Our political or social responsibilities to the country are no different. Here, just as in many other areas of life, we choose among alternative possibilities in ways that reflect our deepest commitments. If one begins with a clear commitment to Shalom and a conviction that ultimately God is the guarantor of our security, then nonviolence may actually be the most responsible course of action.
In any event, the apparent dilemmas of social responsibility are no different for us than for Jesus himself. At the very beginning of his ministry, Jesus faced powerful forces within the Jewish community that tried to push him into a quite specific understanding of his responsibilities as a Jews. The Zealots, for example, had a clear vision of a restored Israel based on a military insurrection and their political liberation from the Roman oppressors. The Pharisees were deeply offended that Jesus did not adopt a responsible attitude towards a strict observance of the Law. The Sadduccees found his agitation among lower class Jews socially irresponsible in light of the conservative order they were trying to preserve. And the Essenes understood the only responsible option to be a retreat from the whole scene into the monastic purity of the desert.

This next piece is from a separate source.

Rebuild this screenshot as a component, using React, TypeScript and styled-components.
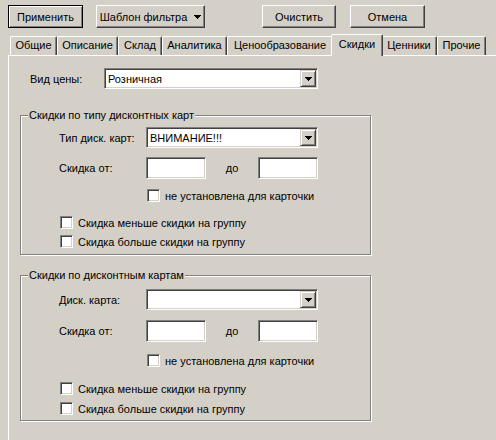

Like Jesus, Christians will inevitable face competing definitions of social responsibility. And, like Jesus, the Christian pacifist's choice of an upside-down approach to security, one based on the vulnerable power of love, will likely offend some and leave others deeply disappointed.
Yet in the end, Jesus refused to allow his own sense of mission and purpose to be defined by conventional understandings of what was socially responsible. His pursuit of a higher calling and purpose, always in service to Shalom, disrupted standard assumptions and challenged those who followed him to consider a new understanding of social responsibility as well.